JAKARTA (Dow Jones)--An Indonesian court Wednesday overturned a regulatory body finding that the local unit of Carrefour S.A. (CRERY) violated anti-monopoly laws, and reversed the commission's ruling that the retail giant must sell its majority stake in a local retailer.
The decision will give a fillip to Carrefour's aim of competing for market share in Indonesia, where a vast consumer base is supported by rising middle-class incomes and an economy that is expanding at one of the fastest rates in the world.
Overall retail sales in Southeast Asia's largest economy are likely to rise to more than $82 billion by 2014 from an estimated $42 billion last year, analysis firm Business Monitor International said in a recent report. But modern retailers like Carrefour account for only around a third of the overall retail market, according to industry data, as many of the country's 240 million people buy rice, vegetables, cigarettes and other goods at traditional markets and street stalls.
"We overturned the case in favor of Carrefour as KPPU misapplied the anti-monopoly rules (in its decision) against Carrefour," the presiding judge, Justice Kusno, said.
KPPU, Indonesia's antimonopoly commission, said in November last year that PT Carrefour Indonesia had violated the anti-monopoly law, and ordered the company to sell its entire majority stake in PT Alfa Retailindo to unaffiliated parties.

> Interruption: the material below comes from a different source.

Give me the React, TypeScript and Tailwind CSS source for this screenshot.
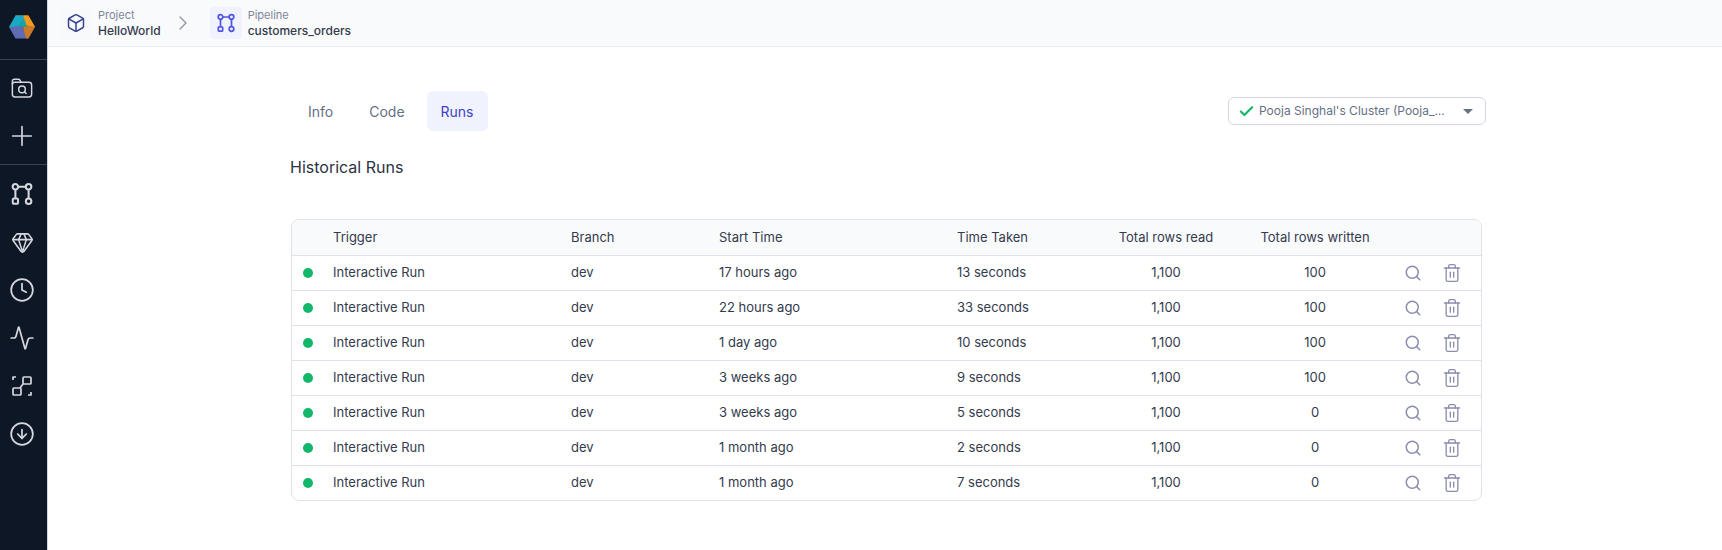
import { Activity, Box, ChevronRight, CircleArrowDown, Clock, Gem, Plus, Search, Trash2, Check } from "lucide-react";

const runs = [
  { start: "17 hours ago", taken: "13 seconds", written: "100" },
  { start: "22 hours ago", taken: "33 seconds", written: "100" },
  { start: "1 day ago", taken: "10 seconds", written: "100" },
  { start: "3 weeks ago", taken: "9 seconds", written: "100" },
  { start: "3 weeks ago", taken: "5 seconds", written: "0" },
  { start: "1 month ago", taken: "2 seconds", written: "0" },
  { start: "1 month ago", taken: "7 seconds", written: "0" },
];

function PipelineIcon({ className }: { className?: string }) {
  return (
    <svg viewBox="0 0 20 20" fill="none" stroke="currentColor" strokeWidth="1.7" className={className}>
      <circle cx="4.5" cy="4" r="2.3" />
      <circle cx="15.5" cy="4" r="2.3" />
      <circle cx="15.5" cy="16" r="2.3" />
      <rect x="2.3" y="13.8" width="4.4" height="4.4" rx="1" />
      <path d="M6.8 4h6.4M4.5 6.3v7.5M15.5 6.3v7.4" />
    </svg>
  );
}

function DatasetIcon({ className }: { className?: string }) {
  return (
    <svg viewBox="0 0 24 24" fill="none" stroke="currentColor" strokeWidth="1.7" strokeLinejoin="round" className={className}>
      <path d="M3 6V3h3M21 18v3h-3" />
      <rect x="13" y="3" width="8" height="7" rx="1" />
      <rect x="3" y="14" width="8" height="7" rx="1" />
      <path d="M13 10l-3 4" />
    </svg>
  );
}

function FolderIcon({ className }: { className?: string }) {
  return (
    <svg viewBox="0 0 24 24" fill="none" stroke="currentColor" strokeWidth="1.6" strokeLinecap="round" strokeLinejoin="round" className={className}>
      <path d="M1.5 10V4.5a2 2 0 0 1 2-2H8a2 2 0 0 1 1.7 1L11 5.8h8.5a3 3 0 0 1 3 3v10a3 3 0 0 1-3 3h-15a3 3 0 0 1-3-3V10" />
      <path d="M1.5 8a2.5 2.5 0 0 1 2.5-2.3h7" />
      <circle cx="12" cy="13.5" r="3.6" />
      <path d="M14.6 16.2l1.9 1.9" />
    </svg>
  );
}

function Logo() {
  return (
    <svg viewBox="0 0 26 24" className="h-[24px] w-[26px]">
      <path d="M6.5 0.5H19.5L26 12 L13 9Z" fill="#f7941d" />
      <path d="M6.5 0.5H15L13 14 L0 12Z" fill="#1ba8c4" />
      <path d="M15 .5 L19 .5 L26 12 L14 11Z" fill="#f59a1c" />
      <path d="M0 12L13 11L19 23.5H6.5Z" fill="#5f6bb5" />
      <path d="M13 9L26 12L19.5 23.5H17Z" fill="#c9792a" />
      <path d="M9 11L15 3L18 12Z" fill="#12a3a8" />
    </svg>
  );
}

function SidebarIcon({ children }: { children: React.ReactNode }) {
  return <div className="flex h-[48px] items-center justify-center pr-[3px] text-[#d5d8df]">{children}</div>;
}

function Sidebar() {
  return (
    <aside className="flex w-[48px] shrink-0 flex-col border-r border-[#cfd4de] bg-[#0e1726]">
      <div className="flex h-[60px] items-center justify-center border-b border-[#3b4350] pb-[5px] pr-[3px]">
        <Logo />
      </div>
      <div className="flex h-[105px] flex-col justify-center border-b border-[#3b4350]">
        <SidebarIcon><FolderIcon className="h-[22px] w-[22px]" /></SidebarIcon>
        <SidebarIcon><Plus size={32} strokeWidth={1.25} /></SidebarIcon>
      </div>
      <div className="flex flex-col pt-[5px]">
        <SidebarIcon><PipelineIcon className="h-[24px] w-[24px]" /></SidebarIcon>
        <SidebarIcon><Gem size={23} strokeWidth={1.6} /></SidebarIcon>
        <SidebarIcon><Clock size={26} strokeWidth={1.6} /></SidebarIcon>
        <SidebarIcon><Activity size={26} strokeWidth={1.6} /></SidebarIcon>
        <SidebarIcon><DatasetIcon className="h-[24px] w-[24px]" /></SidebarIcon>
        <SidebarIcon><CircleArrowDown size={26} strokeWidth={1.6} /></SidebarIcon>
      </div>
    </aside>
  );
}

function Crumb({ label, value, active, children }: { label: string; value: string; active?: boolean; children: React.ReactNode }) {
  return (
    <div className="flex items-center gap-[6px]">
      <div className={`flex h-[32px] w-[32px] items-center justify-center rounded-[4px] ${active ? "bg-[#f0f2fe]" : "bg-[#f8f9fc]"}`}>
        {children}
      </div>
      <div className="flex flex-col">
        <span className="text-[11px] leading-[16px] text-[#7d8598]">{label}</span>
        <span className="text-[12px] font-medium leading-[16px] text-[#343b4c]">{value}</span>
      </div>
    </div>
  );
}

function Header() {
  return (
    <header className="flex h-[47px] items-center border-b border-[#e8ebf1] bg-[#f9fafc] pl-[12px]">
      <Crumb label="Project" value="HelloWorld">
        <Box size={20} strokeWidth={1.8} className="text-[#37418f]" />
      </Crumb>
      <ChevronRight size={24} strokeWidth={1.25} className="ml-[10px] mr-[15px] text-[#8d93a8]" />
      <Crumb label="Pipeline" value="customers_orders" active>
        <PipelineIcon className="h-[20px] w-[20px] text-[#4f55e0]" />
      </Crumb>
    </header>
  );
}

function Tabs() {
  return (
    <div className="flex items-center justify-between">
      <div className="ml-[3px] flex gap-[8px]">
        <button className="h-[40px] rounded-[6px] px-[14px] text-[14px] text-[#667085]">Info</button>
        <button className="h-[40px] rounded-[6px] px-[14px] text-[14px] text-[#667085]">Code</button>
        <button className="h-[40px] rounded-[6px] bg-[#f0f2fe] px-[14px] text-[14px] text-[#4042c4]">Runs</button>
      </div>
      <button className="flex h-[28px] w-[258px] items-center whitespace-nowrap rounded-[6px] border border-[#d3d7e2] bg-white pl-[9px] pr-[12px] text-[12px] text-[#667085]">
        <Check size={17} strokeWidth={3} className="mr-[4px] text-[#12b76a]" />
        <span className="flex-1 text-left">Pooja Singhal's Cluster (Pooja_...</span>
        <span className="h-0 w-0 border-x-[5px] border-t-[5px] border-x-transparent border-t-[#667085]" />
      </button>
    </div>
  );
}

function RunsTable() {
  return (
    <div className="mt-[40px] w-[1191px] overflow-hidden rounded-[8px] border border-[#dfe2ec] text-[13px] text-[#343b4c]">
      <div className="flex h-[35px] items-center bg-[#f9fafc]">
        <div className="w-[41px]" />
        <div className="w-[238px]">Trigger</div>
        <div className="w-[148px]">Branch</div>
        <div className="w-[238px]">Start Time</div>
        <div className="w-[139px]">Time Taken</div>
        <div className="w-[140px] text-center">Total rows read</div>
        <div className="w-[158px] text-center">Total rows written</div>
      </div>
      {runs.map((run, i) => (
        <div key={i} className="flex h-[35px] items-center border-t border-[#dfe2ec]">
          <div className="flex w-[41px] justify-center pr-[10px]">
            <span className="h-[10px] w-[10px] rounded-full bg-[#12b76a]" />
          </div>
          <div className="w-[238px]">Interactive Run</div>
          <div className="w-[148px]">dev</div>
          <div className="w-[238px]">{run.start}</div>
          <div className="w-[139px]">{run.taken}</div>
          <div className="w-[140px] text-center">1,100</div>
          <div className="w-[158px] text-center">{run.written}</div>
          <div className="flex items-center gap-[20px] pl-[10px] text-[#8a8dac]">
            <Search size={18} strokeWidth={2} />
            <Trash2 size={20} strokeWidth={1.6} />
          </div>
        </div>
      ))}
    </div>
  );
}

export default function App() {
  return (
    <div className="flex h-[550px] w-[1722px] bg-white font-['Inter',sans-serif]">
      <Sidebar />
      <div className="flex min-w-0 flex-1 flex-col">
        <Header />
        <main className="ml-[243px] w-[1195px] pt-[44px]">
          <Tabs />
          <h2 className="mt-[24px] -ml-px text-[16px] leading-[24px] text-[#2b3243]">Historical Runs</h2>
          <RunsTable />
        </main>
      </div>
    </div>
  );
}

The court also overturned KPPU's ruling that Carrefour pay a fine of IDR25 billion ($2.6 million). A lawyer for KPPU said Wednesday that the commission will have 14 days to consider whether it will appeal the decision in a higher court.
Carrefour officials couldn't immediately be reached for comment Wednesday.
After Carrefour acquired 75% in Alfa in January last year for IDR674 billion ($70.9 million), the French retailer's share of supplies to supermarkets and hypermarkets, and its share of sales by such stores to consumers, both rose above 50%, the KPPU said in its November finding.
Carrefour is the second-largest supermarket operator in Indonesia with close to a 14% share of market revenue, according to a 2009 report by Bank Negara Indonesia. Carrefour dominates revenue from hypermarkets--larger stores that combine elements of a department store and supermarket--with close to a 50% share of revenue, Bank Negara said.
Indonesia's economy slowed in 2009 compared to the preceding year as the global economic downturn took hold, but still performed better than most countries.
Gross domestic product rose 4.5% last year compared to 6.1% in 2008, and the government expects growth to reach as high as 5.5% this year and 6% or more next year.